++++ AVAILABLE DATA
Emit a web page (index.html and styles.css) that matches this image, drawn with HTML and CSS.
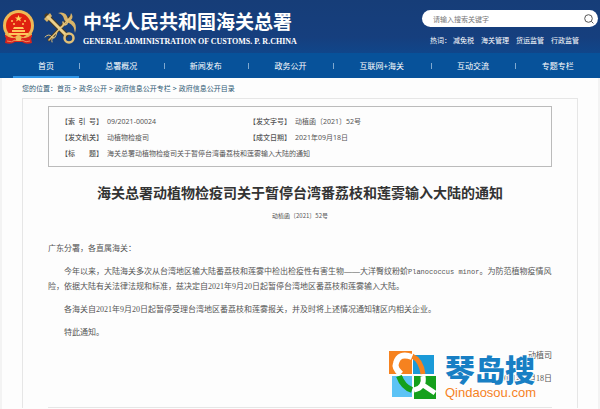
FILE: index.html
```
<!DOCTYPE html>
<html lang="zh-CN">
<head>
    <meta charset="UTF-8">
    <meta name="viewport" content="width=device-width, initial-scale=1.0">
    <title>海关总署动植物检疫司关于暂停台湾番荔枝和莲雾输入大陆的通知</title>
    <link rel="stylesheet" href="styles.css">
</head>
<body>
    <header class="header">
        <div class="brand">
            <svg class="emblem" viewBox="0 0 33 35" aria-hidden="true">
                <path d="M5 23L3 33Q9 35 13 32L20 32Q24 35 30 33L28 23Z" fill="#d9241c"/>
                <circle cx="16.5" cy="15.500" r="15.500" fill="#efb955"/>
                <circle cx="16.5" cy="15.500" r="12.500" fill="#e0210f"/>
                <path d="M16.500 5l1 2.400h2.600l-2 1.600.8 2.500-2.400-1.500-2.400 1.500.8-2.500-2-1.600h2.600z" fill="#ffd65c"/>
                <g fill="#ffc65c">
                    <circle cx="10" cy="11" r="1"/><circle cx="23" cy="11" r="1"/>
                    <circle cx="12" cy="14" r="1"/><circle cx="21" cy="14" r="1"/>
                    <path d="M12 17h9l1 2H11zM10 20h13v2H10zM7 23h19v2H7z"/>
                </g>
                <path d="M3 24q7 6 13 2 7 4 14-2l0 3q-4 4-10 3h-7Q7 31 3 27z" fill="#d9241c"/>
                <path d="M3 24q6 5 11 3M30 24q-6 5-11 3" fill="none" stroke="#efb955"/>
                <circle cx="16.5" cy="28" r="3" fill="#efb955"/>
                <path d="M5 31q5 2 8-1M20 30q4 3 8 1" fill="none" stroke="#ee8a5d"/>
            </svg>
            <svg class="keys" viewBox="0 0 34 34" aria-hidden="true">
                <g fill="none" stroke="#4a3b22" stroke-linecap="round">
                    <path d="M4 5L23 24" stroke-width="5"/>
                    <path d="M6 29L27 6" stroke-width="3"/>
                </g>
                <g fill="#d9b468">
                    <path d="M1 8L7 2l2 3-5 6z"/>
                    <path d="M15 2q8-2 10 6 3-3 3-6 3 4 0 7 7 3 4 13-1-8-6-10-4-1-5-4-1-5-6-6z"/>
                </g>
                <g fill="none" stroke="#e2c077" stroke-linecap="round">
                    <path d="M6 29L26 8" stroke-width="1.500"/>
                    <path d="M2 26q4-4 7 0t5-5M9 31q-1-4 2-5"/>
                    <path d="M16 17q6-1 4-6M20 14q6 0 4-5" stroke-width="1.500"/>
                    <path d="M5 6L22 23" stroke="#ecd08c" stroke-width="3"/>
                    <circle cx="26" cy="27" r="4.500" stroke-width="2.500"/>
                </g>
            </svg>
            <div class="brand-text">
                <div class="brand-cn">中华人民共和国海关总署</div>
                <div class="brand-en">GENERAL ADMINISTRATION OF CUSTOMS. P. R.CHINA</div>
            </div>
        </div>
        <div class="search">
            <form class="search-box">
                <input type="text" class="search-input" placeholder="请输入搜索关键字" aria-label="搜索关键字">
                <button type="button" class="search-btn" aria-label="搜索">
                    <svg viewBox="0 0 10 10" aria-hidden="true"><circle cx="4.500" cy="4.500" r="3.800"/><path d="M7.300 7.300L9.400 9.400"/></svg>
                </button>
            </form>
            <div class="hot">
                <span>热词：</span>
                <a href="#">减免税</a>
                <a href="#">海关管理</a>
                <a href="#">货运监管</a>
                <a href="#">行政监管</a>
            </div>
        </div>
    </header>
    <nav class="nav">
        <a href="#" class="home">首页</a>
        <a href="#">总署概况</a>
        <a href="#">新闻发布</a>
        <a href="#">政务公开</a>
        <a href="#" class="wide">互联网+海关</a>
        <a href="#">互动交流</a>
        <a href="#">专题专栏</a>
    </nav>
    <main class="page">
        <div class="crumbs">
            <div>您的位置：<a href="#">首页</a></div>
            <span>&gt;</span>
            <a href="#">政务公开</a>
            <span>&gt;</span>
            <a href="#">政府信息公开专栏</a>
            <span>&gt;</span>
            <a href="#">政府信息公开目录</a>
        </div>
        <article class="content">
            <table class="info">
                <colgroup>
                    <col class="col-label">
                    <col class="col-value">
                    <col class="col-label">
                    <col>
                </colgroup>
                <tr>
                    <th><div class="label"><span>【索</span><span>引</span><span>号】</span></div></th>
                    <td>09/2021-00024</td>
                    <th><div class="label">【发文字号】</div></th>
                    <td>动植函〔2021〕52号</td>
                </tr>
                <tr>
                    <th><div class="label">【发文机关】</div></th>
                    <td>动植物检疫司</td>
                    <th><div class="label">【成文日期】</div></th>
                    <td>2021年09月18日</td>
                </tr>
                <tr>
                    <th><div class="label"><span>【标</span><span>题】</span></div></th>
                    <td colspan="3">海关总署动植物检疫司关于暂停台湾番荔枝和莲雾输入大陆的通知</td>
                </tr>
            </table>
            <h1>海关总署动植物检疫司关于暂停台湾番荔枝和莲雾输入大陆的通知</h1>
            <div class="doc-no">动植函〔2021〕52号</div>
            <div class="text">
                <p class="to">广东分署，各直属海关：</p>
                <p>今年以来，大陆海关多次从台湾地区输大陆番荔枝和莲雾中检出检疫性有害生物——大洋臀纹粉蚧<span class="latin">Planococcus minor</span>。为防范植物疫情风险，依据大陆有关法律法规和标准，兹决定自2021年9月20日起暂停台湾地区番荔枝和莲雾输入大陆。</p>
                <p>各海关自2021年9月20日起暂停受理台湾地区番荔枝和莲雾报关，并及时将上述情况通知辖区内相关企业。</p>
                <p>特此通知。</p>
            </div>
            <div class="sign">
                <p>动植司</p>
                <p>2021年9月18日</p>
                <div class="watermark">
                    <svg viewBox="0 0 48 49" aria-hidden="true">
                        <path d="M0 0h23v23H0z" fill="#f6821f"/>
                        <path d="M24 4h21v19H24z" fill="#1b9ad8"/>
                        <path d="M3 25h20v21H3z" fill="#5cc3f5"/>
                        <path d="M25 25h22v23H25z" fill="#15a01c"/>
                        <path d="M23 5Q32 9 34 23" fill="none" stroke="#f6821f" stroke-width="5"/>
                        <path d="M23 6Q10 1 7 12Q5 17 12 23" fill="none" stroke="#fff" stroke-width="6"/>
                        <path d="M10 25Q14 36 23 39" fill="none" stroke="#15a01c" stroke-width="6"/>
                        <path d="M34 25Q36 37 25 39M34 34L46 42" fill="none" stroke="#fff" stroke-width="5"/>
                    </svg>
                    <div class="watermark-text">
                        <div class="watermark-cn">琴岛搜</div>
                        <div class="watermark-en">Qindaosou.com</div>
                    </div>
                </div>
            </div>
        </article>
    </main>
</body>
</html>
```
FILE: styles.css
```
* {
    box-sizing: border-box;
}
body {
    margin: 0;
    font-family: "Noto Sans CJK SC", sans-serif;
    font-size: 7px;
    color: #555;
    background: #f3f3f3;
}
a {
    color: inherit;
    text-decoration: none;
}
.header {
    display: flex;
    justify-content: space-between;
    height: 53px;
    padding: 10px 2px 0 2px;
    color: #fff;
    background: linear-gradient(#163d78 0%, #163f7e 70%, #10468a 100%);
}
.brand {
    display: flex;
}
.emblem {
    width: 33px;
    height: 35px;
}
.keys {
    width: 34px;
    height: 34px;
    margin: 1px 6px 0 8px;
}
.brand-cn {
    font-size: 19px;
    line-height: 22px;
    font-weight: bold;
}
.brand-en {
    font-family: "Liberation Serif", serif;
    font-size: 8px;
    line-height: 20px;
    font-weight: bold;
}
.search {
    width: 176px;
}
.search-box {
    display: flex;
    align-items: center;
    height: 17px;
    padding: 0 4px 0 11px;
    background: #fff;
    border-radius: 9px;
}
.search-input {
    flex: 1;
    min-width: 0;
    padding: 0;
    border: none;
    outline: none;
    background: none;
    font-family: inherit;
    font-size: 7px;
}
.search-input::placeholder {
    color: #777;
}
.search-btn {
    display: flex;
    padding: 0;
    border: none;
    background: none;
}
.search-btn svg {
    width: 10px;
    height: 10px;
    fill: none;
    stroke: #555;
}
.hot {
    display: flex;
    gap: 7px;
    padding: 7px 0 0 8px;
    line-height: 12px;
}
.hot span {
    margin-right: -5px;
}
.nav {
    display: flex;
    height: 25px;
    padding-left: 13px;
    color: #fff;
    background: #07529a;
    font-size: 8px;
}
.nav a {
    flex: 85;
    display: flex;
    justify-content: center;
    align-items: center;
    position: relative;
}
.nav .home {
    flex: 66;
    box-shadow: inset 0 -2px #2f95e6;
}
.nav .wide {
    flex: 98;
}
.nav a + a::before {
    content: "";
    position: absolute;
    left: 0;
    width: 1px;
    height: 6px;
    background: #7fa9d0;
}
.page {
    margin: 0 2px;
    padding: 0 20px 1px;
    background: #fdfdfd;
}
.crumbs {
    display: flex;
    gap: 2px;
    padding: 4px 0;
    line-height: 12px;
    color: #2f5a74;
}
.content {
    border: 1px solid #e6e6e6;
    border-bottom: none;
    padding: 7px 25px 0;
}
.info {
    width: 100%;
    border: 1px solid #bbb;
    border-spacing: 0;
    padding: 7px 12px 4px;
    table-layout: fixed;
}
.col-label {
    width: 46px;
}
.col-value {
    width: 142px;
}
.info th,
.info td {
    height: 16px;
    padding: 0;
    font-family: "Noto Sans", "Noto Sans CJK SC", sans-serif;
    line-height: 16px;
    font-weight: normal;
    text-align: left;
    white-space: nowrap;
}
.info th {
    font-weight: 500;
}
.label {
    display: flex;
    justify-content: space-between;
    width: 42px;
}
h1 {
    margin: 15px 0 0;
    font-size: 14px;
    line-height: 20px;
    font-weight: bold;
    color: #333;
    text-align: center;
}
.doc-no {
    margin-top: 9px;
    font-size: 6px;
    line-height: 10px;
    text-align: center;
}
.text,
.sign {
    font-family: "Liberation Serif", "Noto Sans CJK SC", serif;
    font-size: 8px;
    line-height: 15px;
}
.text {
    margin-top: 20px;
}
.text p,
.sign p {
    margin: 0 0 8px;
}
.text p {
    text-indent: 16px;
}
.text .to {
    text-indent: 0;
}
.latin {
    font-family: "Liberation Mono", monospace;
    font-size: 7px;
    line-height: 1;
}
.sign {
    position: relative;
    padding-bottom: 13px;
    border-bottom: 1px solid #e6e6e6;
    text-align: right;
}
.watermark {
    position: absolute;
    right: 16px;
    bottom: 7px;
    display: flex;
    gap: 8px;
    text-align: left;
}
.watermark svg {
    width: 48px;
    height: 49px;
}
.watermark-cn {
    font-family: "Noto Sans CJK SC", sans-serif;
    font-size: 30px;
    line-height: 34px;
    font-weight: 900;
    color: #187fc4;
    -webkit-text-stroke: 2px #fff;
    paint-order: stroke fill;
}
.watermark-en {
    font-family: "Liberation Sans", sans-serif;
    font-size: 13px;
    line-height: 15px;
    color: #f6821f;
}
```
++++++++
EXERCISE DIRECTIONS => Copy, from the material, each line that holds the string "page".

COMPLETED TASK =>
Emit a web page (index.html and styles.css) that matches this image, drawn with HTML and CSS.
    <main class="page">
.page {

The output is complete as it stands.